** Begin DATA SECTION **

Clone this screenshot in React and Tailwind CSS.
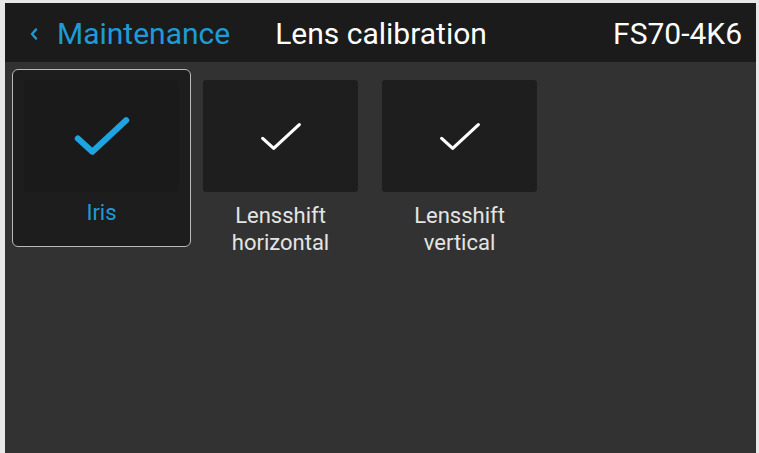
import React, { useState } from 'react';

const font = { fontFamily: 'Roboto, "Liberation Sans", sans-serif' };

const Check = ({ className }) => (
    <svg viewBox="0 0 48 36" className={className} fill="none" stroke="currentColor" strokeLinecap="round" strokeLinejoin="round">
        <path d="M4 20 L16 31 L44 5" />
    </svg>
);

const Back = () => (
    <svg viewBox="0 0 8 12" className="w-[8px] h-[12px] mr-[19px] text-[#1e9bd7]" fill="none" stroke="currentColor" strokeWidth="2.4" strokeLinecap="round" strokeLinejoin="round">
        <path d="M6 1.5 L2 6 L6 10.5" />
    </svg>
);

const items = [
    { id: 'iris', lines: ['Iris'] },
    { id: 'h', lines: ['Lensshift', 'horizontal'] },
    { id: 'v', lines: ['Lensshift', 'vertical'] },
];

const Tile = ({ item, selected, onClick }) => (
    <button
        onClick={onClick}
        className={`w-[179px] h-[178px] shrink-0 flex flex-col items-center pt-[10px] rounded-md ${selected ? 'border-[1.5px] border-[#b9b9b9] bg-[#1d1d1d]' : 'border-[1.5px] border-transparent'}`}
    >
        <div className={`w-[155px] h-[112px] shrink-0 rounded-[3px] flex items-center justify-center ${selected ? 'bg-[#1a1a1a]' : 'bg-[#1e1e1e]'}`}>
            {selected
                ? <Check className="w-[58px] h-[44px] text-[#1ea4e0] [stroke-width:5]" />
                : <Check className="w-[44px] h-[33px] text-white [stroke-width:3.5]" />}
        </div>
        <div className={`text-[22px] leading-[27px] text-center ${selected ? 'mt-[7px] text-[#1e9bd7]' : 'mt-[10px] text-[#e4e4e4]'}`}>
            {item.lines.map(l => <div key={l}>{l}</div>)}
        </div>
    </button>
);

export default function App() {
    const [sel, setSel] = useState('iris');

    return (
        <div style={font} className="w-[759px] h-[453px] bg-[#e8e8e8] pl-[5px] pt-[3px] pr-[3px] overflow-hidden">
            <div className="h-full flex flex-col bg-[#323232]">
                <div className="h-[59px] shrink-0 bg-[#1b1b1b] flex items-center pt-[2px] pl-[25px] pr-[14px]">
                    <Back />
                    <span className="text-[#1e9bd7] text-[30px]">Maintenance</span>
                    <span className="text-white text-[30px] ml-[45px]">Lens calibration</span>
                    <span className="text-white text-[30px] ml-auto">FS70-4K6</span>
                </div>
                <div className="flex pl-[7px] pt-[7px]">
                    {items.map(it => (
                        <Tile key={it.id} item={it} selected={sel === it.id} onClick={() => setSel(it.id)} />
                    ))}
                </div>
            </div>
        </div>
    );
}
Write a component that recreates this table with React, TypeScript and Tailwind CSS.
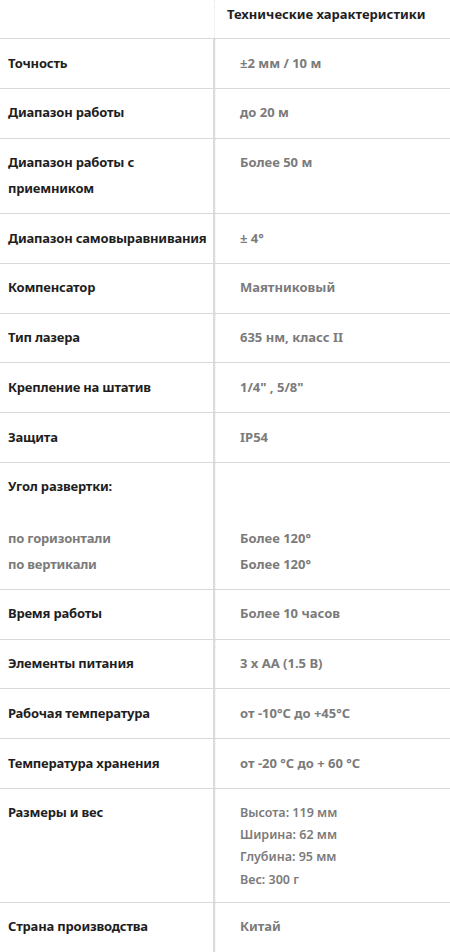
import React from 'react';

type Spec = {
  label: React.ReactNode;
  value: React.ReactNode;
  small?: boolean;
};

const specs: Spec[] = [
  { label: 'Точность', value: '±2 мм / 10 м' },
  { label: 'Диапазон работы', value: 'до 20 м' },
  { label: <>Диапазон работы с<br />приемником</>, value: 'Более 50 м' },
  { label: 'Диапазон самовыравнивания', value: '± 4°' },
  { label: 'Компенсатор', value: 'Маятниковый' },
  { label: 'Тип лазера', value: '635 нм, класс II' },
  { label: 'Крепление на штатив', value: '1/4" , 5/8"' },
  { label: 'Защита', value: 'IP54' },
  {
    label: (
      <>
        Угол развертки:
        <br />
        <br />
        <span className="text-[#7b7b7b]">по горизонтали</span>
        <br />
        <span className="text-[#7b7b7b]">по вертикали</span>
      </>
    ),
    value: (
      <>
        <br />
        <br />
        Более 120°
        <br />
        Более 120°
      </>
    ),
  },
  { label: 'Время работы', value: 'Более 10 часов' },
  { label: 'Элементы питания', value: '3 x AA (1.5 В)' },
  { label: 'Рабочая температура', value: 'от -10°C до +45°C' },
  { label: 'Температура хранения', value: 'от -20 °C до + 60 °C' },
  {
    label: 'Размеры и вес',
    value: (
      <>
        Высота: 119 мм
        <br />
        Ширина: 62 мм
        <br />
        Глубина: 95 мм
        <br />
        Вес: 300 г
      </>
    ),
    small: true,
  },
  { label: 'Страна производства', value: 'Китай' },
];

export default function App() {
  return (
    <div className="w-[450px] h-[952px] overflow-hidden bg-white font-['Noto_Sans',sans-serif] text-[13px] font-bold">
      {/* Header */}
      <div className="grid grid-cols-[215px_1fr] h-[39px] border-b border-[#d9d9d9]">
        <div className="border-r border-dotted border-[#e4e4e4]" />
        <div className="pl-[12px] pt-[2px] leading-[25.75px] text-[#1e1e1e]">
          Технические характеристики
        </div>
      </div>

      {/* Rows */}
      {specs.map((spec, i) => (
        <div key={i} className="grid grid-cols-[215px_1fr] border-b border-[#d9d9d9]">
          <div className="pl-2 py-[11.5px] leading-[25.75px] tracking-[-0.2px] whitespace-nowrap text-[#1e1e1e] border-r-2 border-[#dcdcdc]">
            {spec.label}
          </div>
          <div
            className={
              spec.small
                ? 'pl-[24px] pt-[13px] pb-[11px] leading-[22.25px] text-[12.5px] font-semibold text-[#7b7b7b] border-l border-dotted border-[#ececec]'
                : 'pl-[24px] py-[11.5px] leading-[25.75px] text-[#7b7b7b] border-l border-dotted border-[#ececec]'
            }
          >
            {spec.value}
          </div>
        </div>
      ))}
    </div>
  );
}
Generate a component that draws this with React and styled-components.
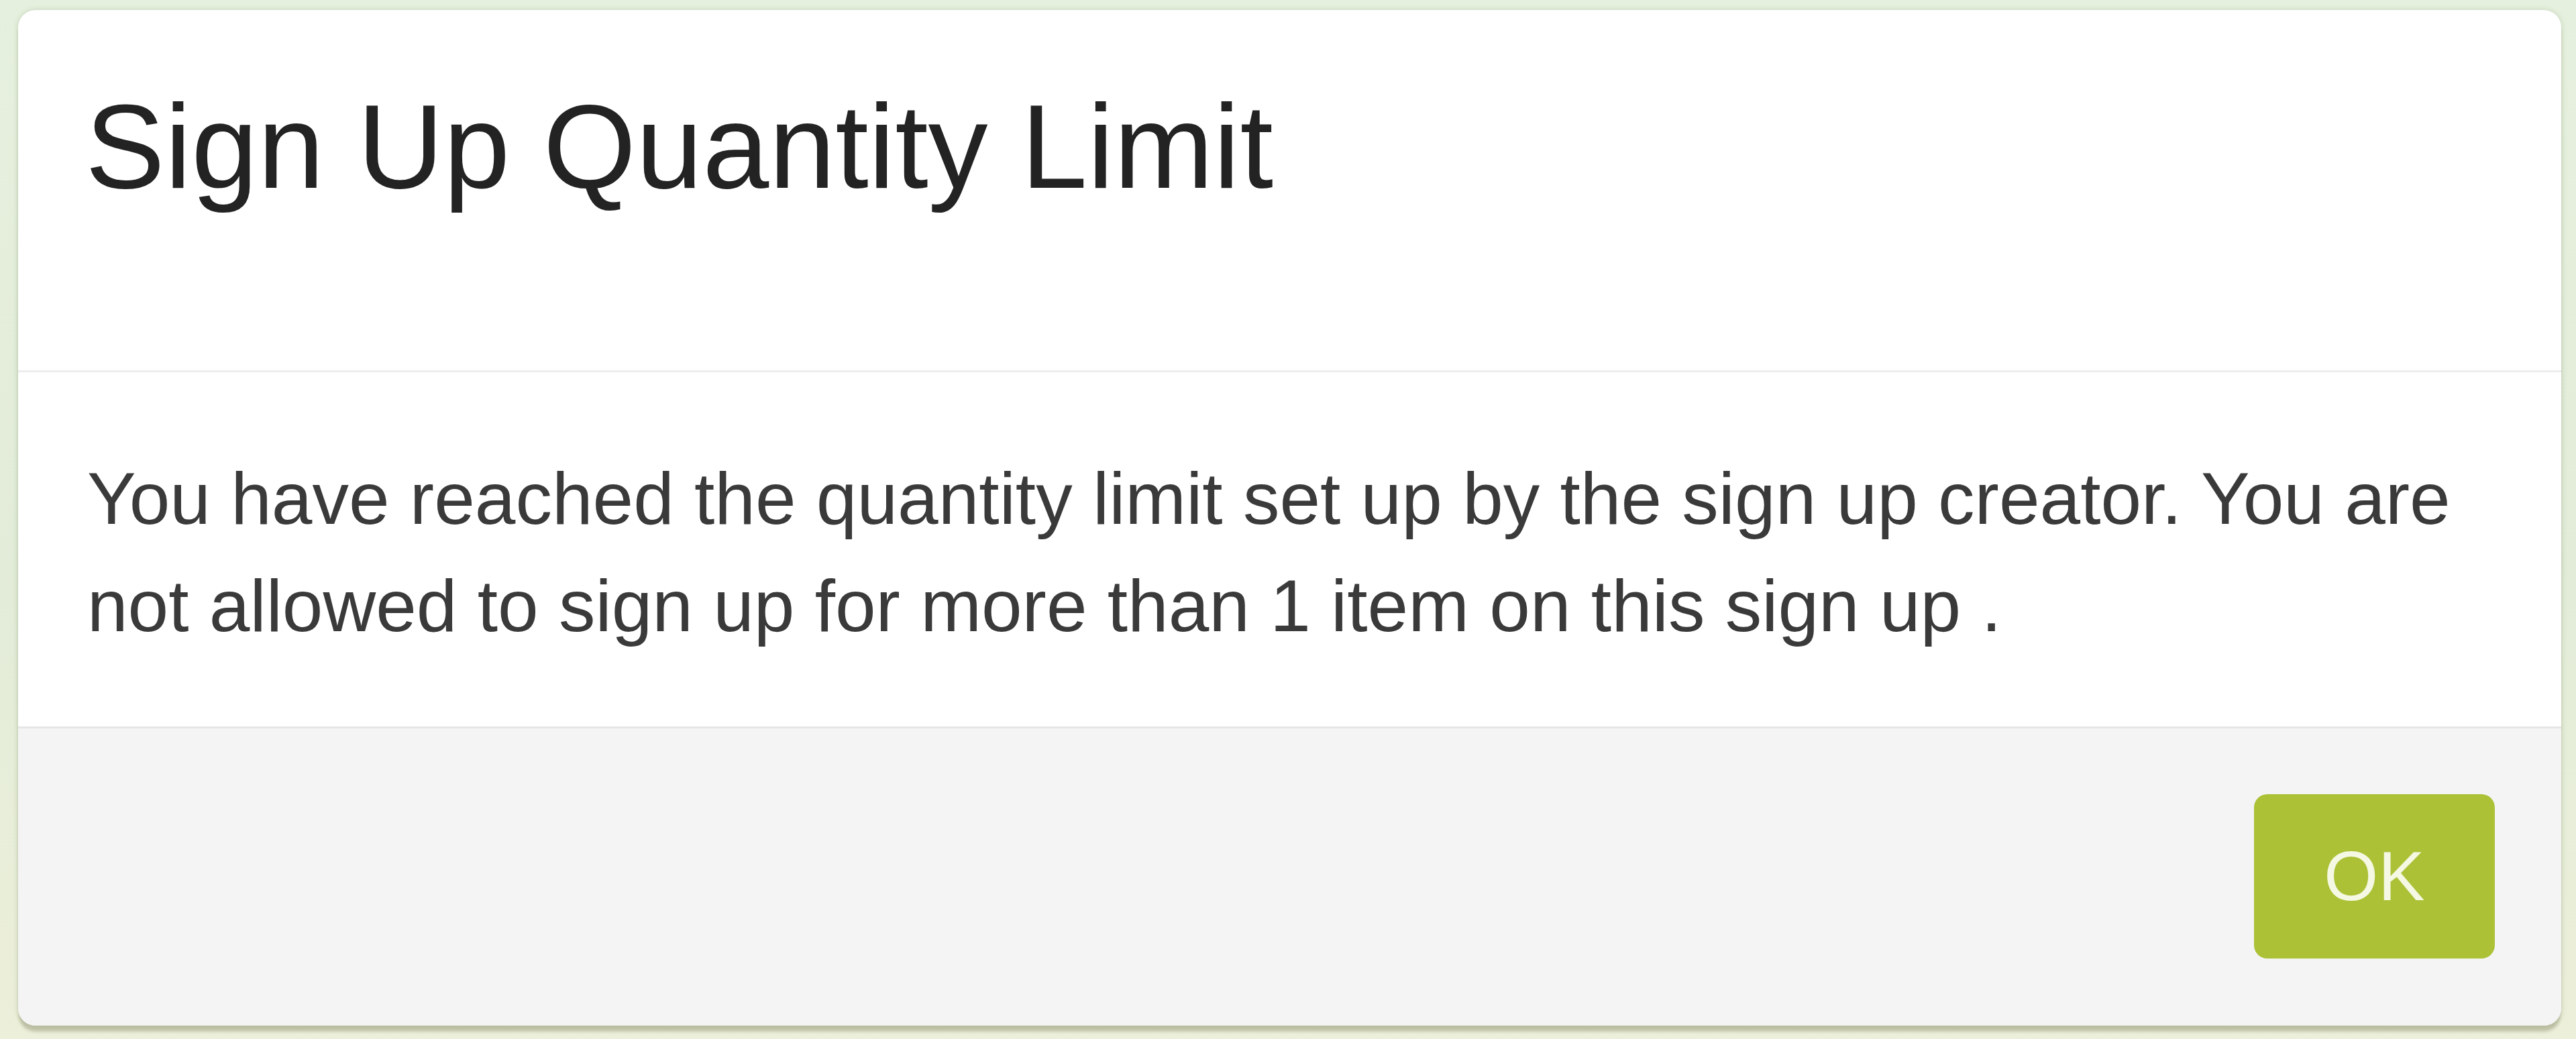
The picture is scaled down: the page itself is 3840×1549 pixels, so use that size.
import styled, { createGlobalStyle } from 'styled-components'

const GlobalStyle = createGlobalStyle`
  html, body {
    margin: 0;
    padding: 0;
    background: #e4eedb;
  }
  body {
    font-family: 'Liberation Sans', Arial, Helvetica, sans-serif;
  }
`

const Backdrop = styled.div`
  min-height: 1549px;
  box-sizing: border-box;
  padding: 15px 22px 0 27px;
  background: linear-gradient(180deg, #e6f0de 0%, #e2ecd8 55%, #ecefd9 100%);
`

const Modal = styled.div`
  background: #ffffff;
  border-radius: 26px;
  overflow: hidden;
  box-shadow: 0 10px 4px -1px rgba(110, 110, 70, 0.32), 0 0 8px rgba(70, 100, 50, 0.2);
`

const Header = styled.div`
  padding: 106px 100px 236px;
  border-bottom: 3px solid #ededed;
`

const Title = styled.h4`
  margin: 0;
  font-size: 178px;
  line-height: 195px;
  font-weight: 400;
  color: #232323;
`

const Body = styled.div`
  padding: 108px 100px 100px 103px;
  font-size: 109px;
  line-height: 160px;
  color: #3a3a3a;
`

const Footer = styled.div`
  display: flex;
  justify-content: flex-end;
  padding: 98px 99px 100px;
  background: #f4f4f4;
  border-top: 3px solid #e6e6e6;
`

const Button = styled.button`
  width: 359px;
  height: 245px;
  border: none;
  border-radius: 20px;
  background: #acc136;
  color: #f5f8e2;
  font-family: 'Liberation Sans', Arial, sans-serif;
  font-size: 104px;
  font-weight: 400;
  cursor: pointer;
`

const App = () => {
  return (
    <>
      <GlobalStyle />
      <Backdrop>
        <Modal>
          <Header>
            <Title>Sign Up Quantity Limit</Title>
          </Header>
          <Body>
            You have reached the quantity limit set up by the sign up creator. You are
            not allowed to sign up for more than 1 item on this sign up .
          </Body>
          <Footer>
            <Button>OK</Button>
          </Footer>
        </Modal>
      </Backdrop>
    </>
  )
}

export default App
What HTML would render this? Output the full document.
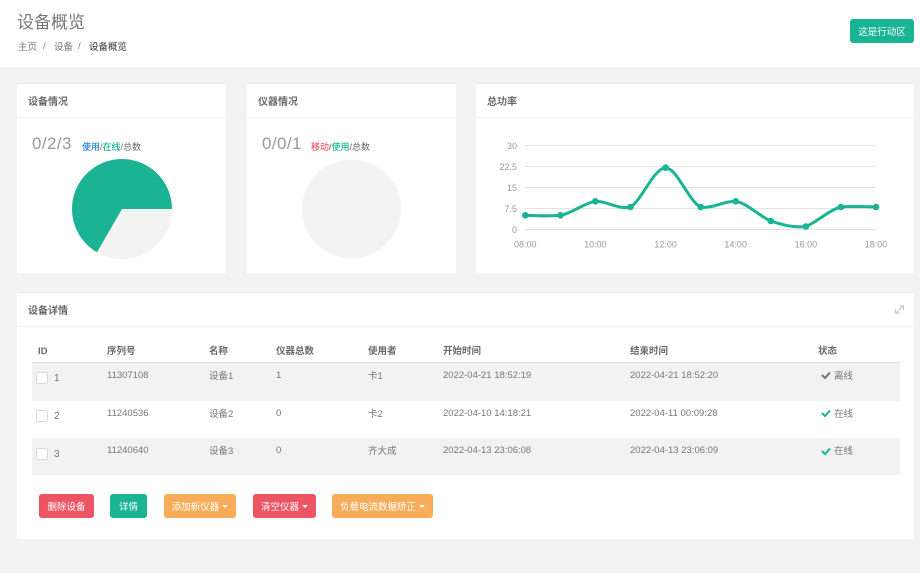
<!DOCTYPE html>
<html lang="zh-CN"><head><meta charset="utf-8"><title>设备概览</title>
<style>
*{box-sizing:border-box}
html,body{margin:0;padding:0}
html{background:#f3f3f4}
body{width:920px;height:573px;position:relative;overflow:hidden;background:#f3f3f4;font-family:"Liberation Sans","Noto Sans CJK SC",sans-serif;color:#676a6c;font-size:9.5px;filter:blur(.3px)}
.a{position:absolute;white-space:nowrap;line-height:14px}
.box{position:absolute;background:#fff;border-top:1px solid #e7eaec}
.hd{position:absolute;left:0;right:0;top:0;height:34px;border-bottom:1px solid #eef0f1}
.ttl{font-size:10px;font-weight:700;color:#676a6c}
.row{position:absolute;left:32px;width:868px;background:#f2f2f2}
.cb{position:absolute;left:36px;width:12px;height:12px;background:#fff;border:1px solid #d8d8d8;border-radius:2px}
.th{font-weight:700;color:#676a6c}
.td{color:#777}
.btn{position:absolute;top:494px;height:24px;border-radius:3px;color:#fff;text-align:center;line-height:27px;font-size:9.5px;white-space:nowrap}
.r{background:#ed5565}.g{background:#1ab394}.o{background:#f8ac59}
.car{display:inline-block;width:0;height:0;border-left:3px solid transparent;border-right:3px solid transparent;border-top:3px solid #fff;margin-left:3px;vertical-align:2px}
svg.top{position:absolute;left:0;top:0;z-index:2}
</style></head><body>
<div style="position:absolute;left:0;top:0;width:920px;height:67px;background:#fff"></div>
<div class="a" style="left:17px;top:11px;font-size:17px;line-height:24px;color:#777">设备概览</div>
<div class="a" style="left:18px;top:41px;color:#777">主页</div>
<div class="a" style="left:43px;top:40px;color:#777">/</div>
<div class="a" style="left:54px;top:41px;color:#777">设备</div>
<div class="a" style="left:78px;top:40px;color:#777">/</div>
<div class="a" style="left:89px;top:41px;color:#555;font-weight:500">设备概览</div>
<div class="btn g" style="left:850px;top:19px;width:64px;height:24px">这是行动区</div>

<div class="box" style="left:17px;top:83px;width:209px;height:190px"><div class="hd"></div></div>
<div class="box" style="left:247px;top:83px;width:209px;height:190px"><div class="hd"></div></div>
<div class="box" style="left:476px;top:83px;width:438px;height:190px"><div class="hd"></div></div>
<div class="box" style="left:17px;top:292px;width:897px;height:247px"><div class="hd"></div></div>

<div class="a ttl" style="left:28px;top:96px">设备情况</div>
<div class="a ttl" style="left:258px;top:96px">仪器情况</div>
<div class="a ttl" style="left:487px;top:96px">总功率</div>
<div class="a ttl" style="left:28px;top:305px">设备详情</div>

<div class="a" style="left:32px;top:133px;font-size:17px;line-height:22px;color:#999;letter-spacing:.4px">0/2/3</div>
<div class="a" style="left:82px;top:140px;font-size:9px;color:#666"><span style="color:#1c84c6;font-weight:500">使用</span>/<span style="color:#1ab394;font-weight:500">在线</span>/总数</div>
<div class="a" style="left:262px;top:133px;font-size:17px;line-height:22px;color:#999;letter-spacing:.4px">0/0/1</div>
<div class="a" style="left:311px;top:140px;font-size:9px;color:#666"><span style="color:#ed5565;font-weight:500">移动</span>/<span style="color:#1ab394;font-weight:500">使用</span>/总数</div>

<div class="a th" style="left:38px;top:345px">ID</div>
<div class="a th" style="left:107px;top:345px">序列号</div>
<div class="a th" style="left:209px;top:345px">名称</div>
<div class="a th" style="left:276px;top:345px">仪器总数</div>
<div class="a th" style="left:368px;top:345px">使用者</div>
<div class="a th" style="left:443px;top:345px">开始时间</div>
<div class="a th" style="left:630px;top:345px">结束时间</div>
<div class="a th" style="left:818px;top:345px">状态</div>

<div class="row" style="top:362px;height:39px;border-top:1.5px solid #ddd"></div>
<div class="row" style="top:438px;height:37px"></div>

<svg class="top" width="920" height="573" viewBox="0 0 920 573">
<circle cx="122" cy="209" r="50" fill="#f3f3f3"/>
<path d="M122 209L172 209A50 50 0 1 0 97 252.3Z" fill="#1ab394"/>
<circle cx="351.500" cy="209" r="49.500" fill="#f3f3f3"/>
<g stroke="#e2e2e2" stroke-width="1">
<path d="M525 145.500H876M525 166.500H876M525 187.500H876M525 208.500H876M525 229.500H876"/>
</g>
<path d="M525.300 215.300C537 215.500 549 216.500 560.400 215.300C572 213.500 584 203 595.400 201.300C607 201 619 210 630.500 207C642 200 654 168 665.600 167.700C677 168 689 202 700.700 207C712 209 724 201 735.700 201.300C747 203 759 216 770.800 221C782 225 794 228 805.900 226.500C817 222 829 210 840.900 207C852 206 864 206.500 876 207" fill="none" stroke="#1ab394" stroke-width="3" stroke-linecap="round"/>
<g fill="#1ab394">
<circle cx="525.300" cy="215.300" r="3.300"/><circle cx="560.400" cy="215.300" r="3.300"/><circle cx="595.400" cy="201.300" r="3.300"/><circle cx="630.500" cy="207" r="3.300"/><circle cx="665.600" cy="167.700" r="3.300"/><circle cx="700.700" cy="207" r="3.300"/><circle cx="735.700" cy="201.300" r="3.300"/><circle cx="770.800" cy="221" r="3.300"/><circle cx="805.900" cy="226.500" r="3.300"/><circle cx="840.900" cy="207" r="3.300"/><circle cx="876" cy="207" r="3.300"/>
</g>
<g font-family="Liberation Sans, sans-serif" font-size="9" fill="#999" text-anchor="end">
<text x="517" y="149">30</text><text x="517" y="170">22.5</text><text x="517" y="191">15</text><text x="517" y="212">7.5</text><text x="517" y="233">0</text>
</g>
<g font-family="Liberation Sans, sans-serif" font-size="9" fill="#999" text-anchor="middle">
<text x="525.300" y="247.500">08:00</text><text x="595.400" y="247.500">10:00</text><text x="665.600" y="247.500">12:00</text><text x="735.700" y="247.500">14:00</text><text x="805.900" y="247.500">16:00</text><text x="876" y="247.500">18:00</text>
</g>
<path d="M896 313L903 306M899.500 306H903.500V310M899.500 313H895.500V309" fill="none" stroke="#c8c8c8" stroke-width="1.200"/>
<path d="M822 375L825 378L830 372.500" fill="none" stroke="#777" stroke-width="2"/>
<path d="M822 413L825 416L830 410.500" fill="none" stroke="#1ab394" stroke-width="2"/>
<path d="M822 451L825 454L830 448.500" fill="none" stroke="#1ab394" stroke-width="2"/>
</svg>

<div class="cb" style="top:372px"></div><div class="a td" style="left:54px;top:372px;font-size:10px">1</div>
<div class="cb" style="top:410px"></div><div class="a td" style="left:54px;top:410px;font-size:10px">2</div>
<div class="cb" style="top:448px"></div><div class="a td" style="left:54px;top:448px;font-size:10px">3</div>

<div class="a td" style="left:107px;top:369px">11307108</div>
<div class="a td" style="left:209px;top:370px">设备1</div>
<div class="a td" style="left:276px;top:369px">1</div>
<div class="a td" style="left:368px;top:370px">卡1</div>
<div class="a td" style="left:443px;top:369px">2022-04-21 18:52:19</div>
<div class="a td" style="left:630px;top:369px">2022-04-21 18:52:20</div>
<div class="a td" style="left:834px;top:370px">离线</div>

<div class="a td" style="left:107px;top:407px">11240536</div>
<div class="a td" style="left:209px;top:408px">设备2</div>
<div class="a td" style="left:276px;top:407px">0</div>
<div class="a td" style="left:368px;top:408px">卡2</div>
<div class="a td" style="left:443px;top:407px">2022-04-10 14:18:21</div>
<div class="a td" style="left:630px;top:407px">2022-04-11 00:09:28</div>
<div class="a td" style="left:834px;top:408px">在线</div>

<div class="a td" style="left:107px;top:444px">11240640</div>
<div class="a td" style="left:209px;top:445px">设备3</div>
<div class="a td" style="left:276px;top:444px">0</div>
<div class="a td" style="left:368px;top:445px">齐大成</div>
<div class="a td" style="left:443px;top:444px">2022-04-13 23:06:08</div>
<div class="a td" style="left:630px;top:444px">2022-04-13 23:06:09</div>
<div class="a td" style="left:834px;top:445px">在线</div>

<div class="btn r" style="left:39px;width:55px">删除设备</div>
<div class="btn g" style="left:110px;width:37px">详情</div>
<div class="btn o" style="left:164px;width:72px">添加新仪器<span class="car"></span></div>
<div class="btn r" style="left:253px;width:63px">清空仪器<span class="car"></span></div>
<div class="btn o" style="left:332px;width:101px">负载电流数据矫正<span class="car"></span></div>
</body></html>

** End DATA SECTION **

Count the lines of the data that contain the string "React", and reply with that number alone.

### PROBLEM SOLUTION:
7